Eabie 11-13-2013 08:47 PM

Re: Southern Ontario Weather Website
 
I know this isn't the point of your website, but I will say that there does seem to be a gap here in Southern Ontario for frequent, detailed, non-technical weather forecasting and analysis in blog form... though I admit that perhaps they exist and I just haven't been able to find them yet. There's plenty of Twitter feeds and some Facebook pages (Hamilton Weather perhaps being the best Facebook page I can find, and the closest to what I'm looking for). It's something that surprises me a bit - the weather is every bit as interesting here, maybe more so, as it is in the prairies, and there's considerably more people, yet good-quality and regularly updated blogs are hard to find. The Severe Weather Centre blog (http://torontowxcenter.blogspot.ca) is probably good for some who really know their meteorology, but it's far too technical, jargon-heavy, and unclear for regular readers like myself. It just doesn't make for interesting or engaging reading.

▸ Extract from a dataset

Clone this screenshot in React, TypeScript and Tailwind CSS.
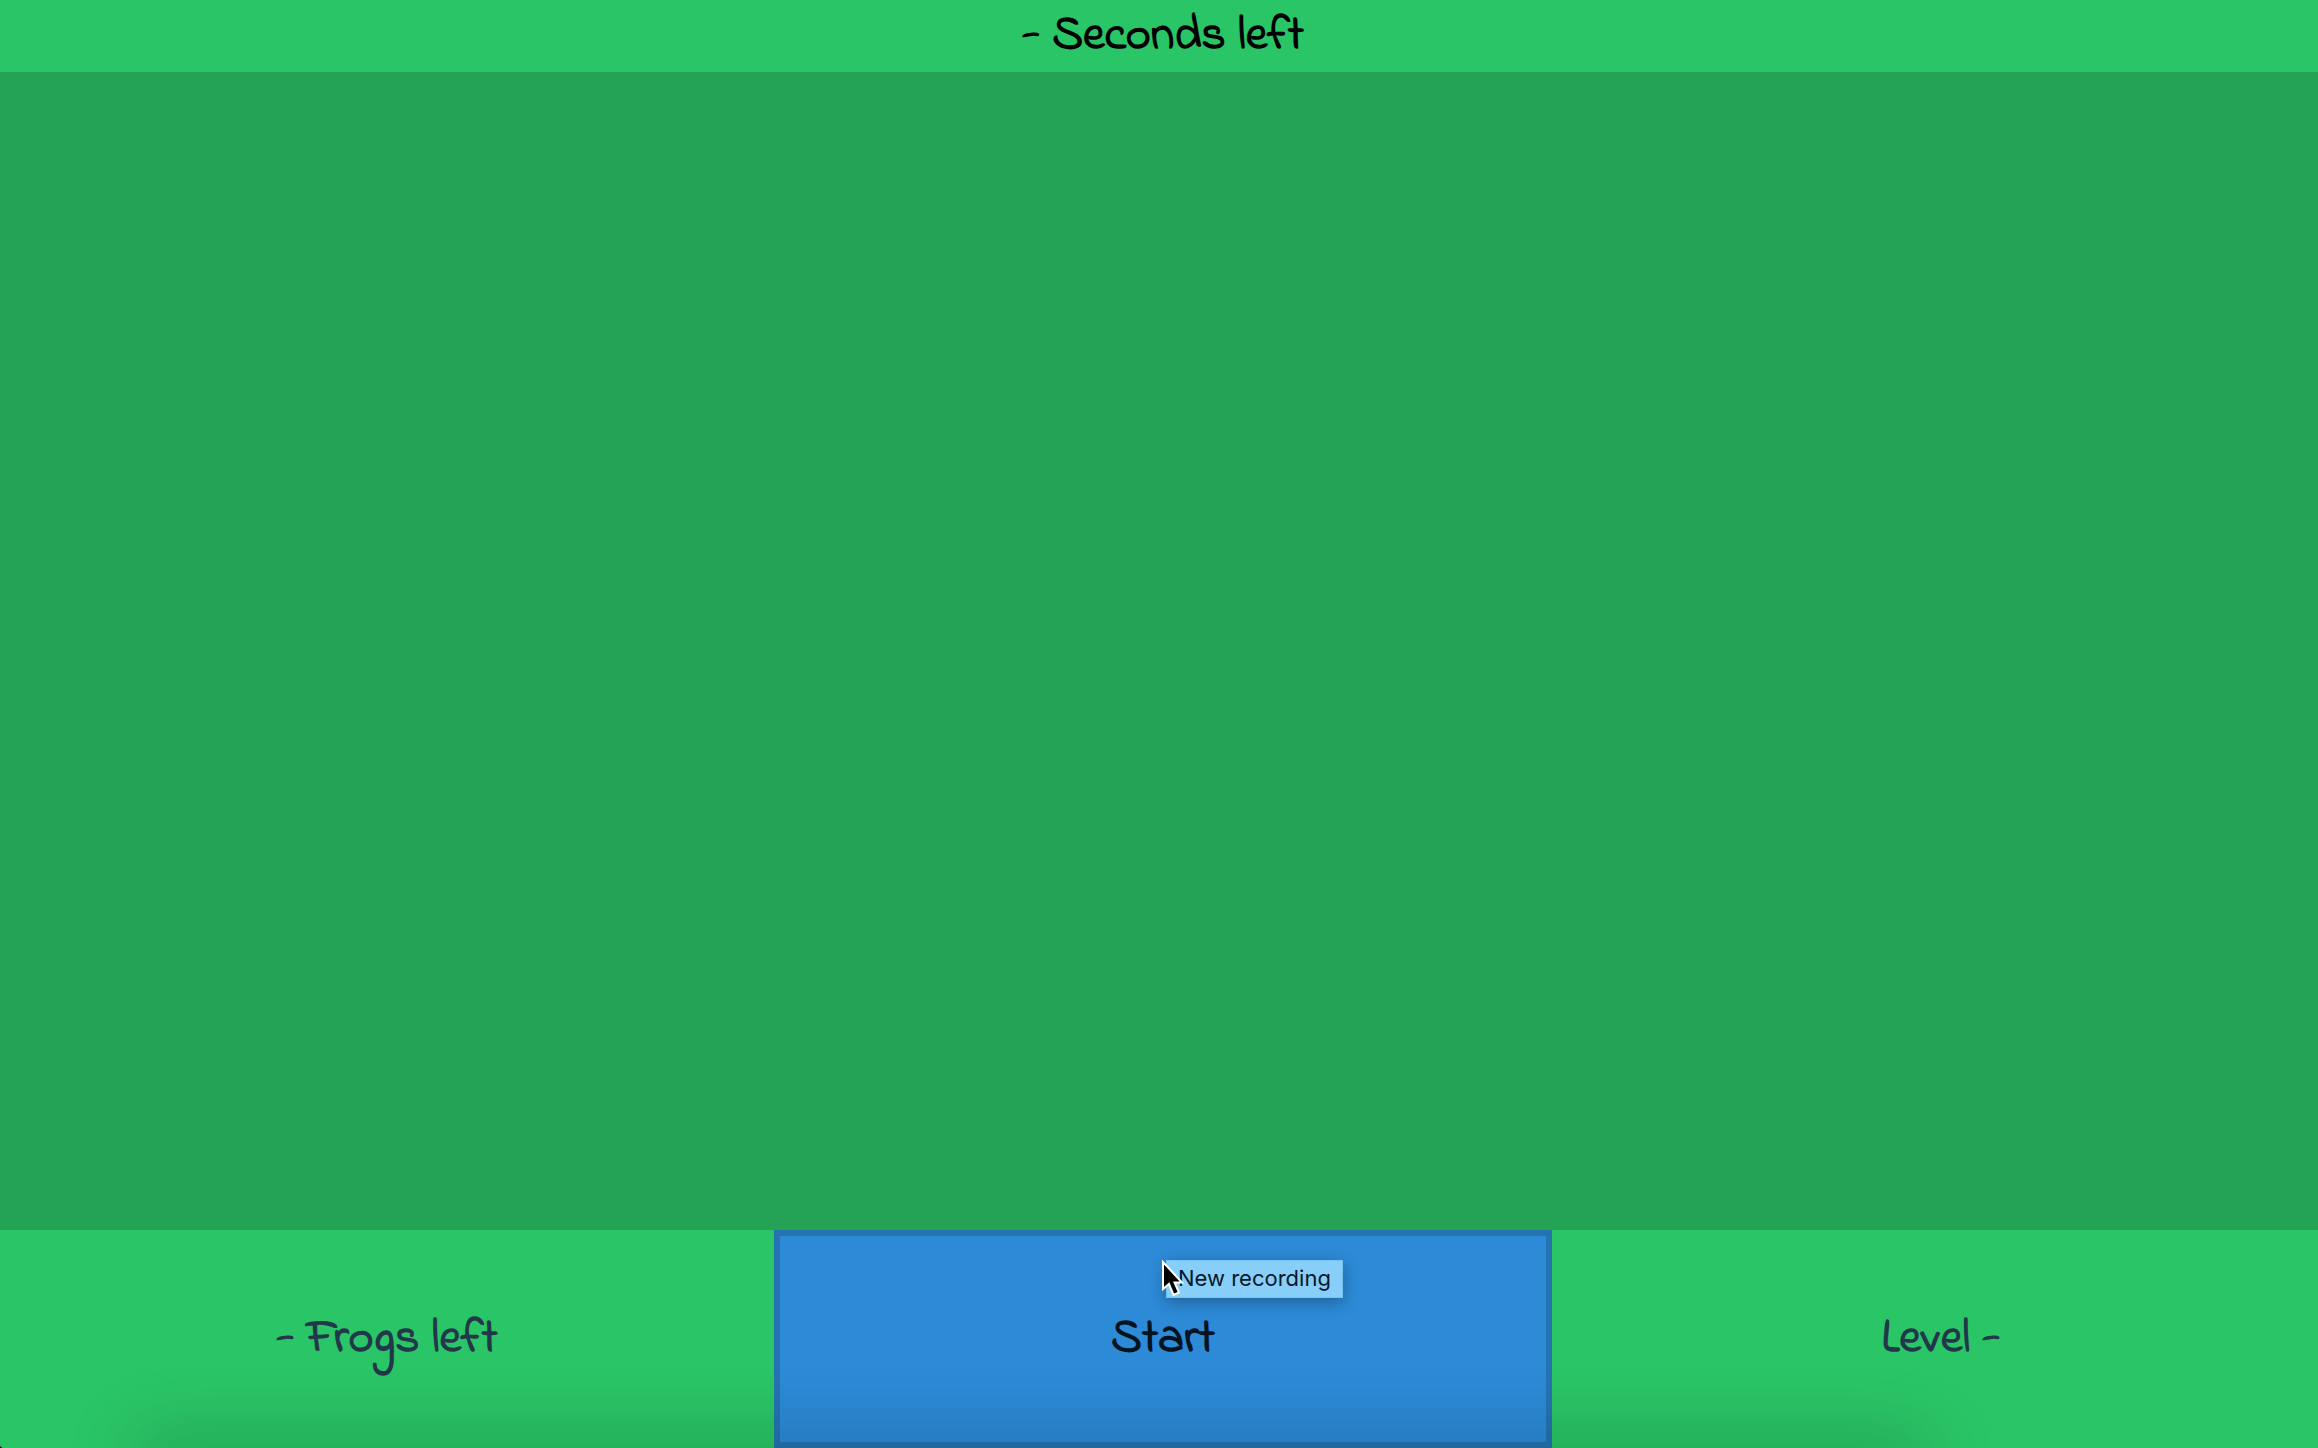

I'm interested in finding an Ontario weather blog similar to the following (all based in Winnipeg):

http://aweathermoment.com/
http://robsobsblog.blogspot.ca/
http://jjwinnipegweather.blogspot.ca/

davefootball123 11-14-2013 10:32 AM

Re: Southern Ontario Weather Website
 
Thanks for the input Eabie, nice to have you back posting on the forum. You do bring up a very good point, there seems to be a lack of non-technical weather blogs in Ontario, which is quite odd considering our population and variability of weather here. I will take a look into it, might be a fun project to work on. I would do it in such a way that it is integrated seamlessly with the website, and also in a way that one can interact with the posts on the blog.

Eabie 11-14-2013 01:59 PM

Re: Southern Ontario Weather Website
 
Thank you! It's nice to be back. :)

If you're interested, those three blogs all have their own strengths which might be worth thinking about too. Rob's is the easiest to search through because of the way posts are archived by month and year, which is especially helpful 'cause his is also the oldest, going back to 2006 - making it a useful historical resource as well. A Weather Moment is probably the most frequently updated and might be the best at using some technical terminology and analysis, particularly during severe weather season, but in a way that laypeople can understand relatively easily - the focus is still always on the weather that people will be experiencing, rather than the meteorology itself, if you know what I mean. (Here's a typical post from back in June, for example: http://aweathermoment.com/post/53352...thern-manitoba . Be sure to scroll down the comments section as well, which they use for updates - both Scott and Brad are contributors to the site). JJ's blog is quite useful for certain statistics and I enjoy his yearly top 10s and monthly summaries, in addition to his general weather posting.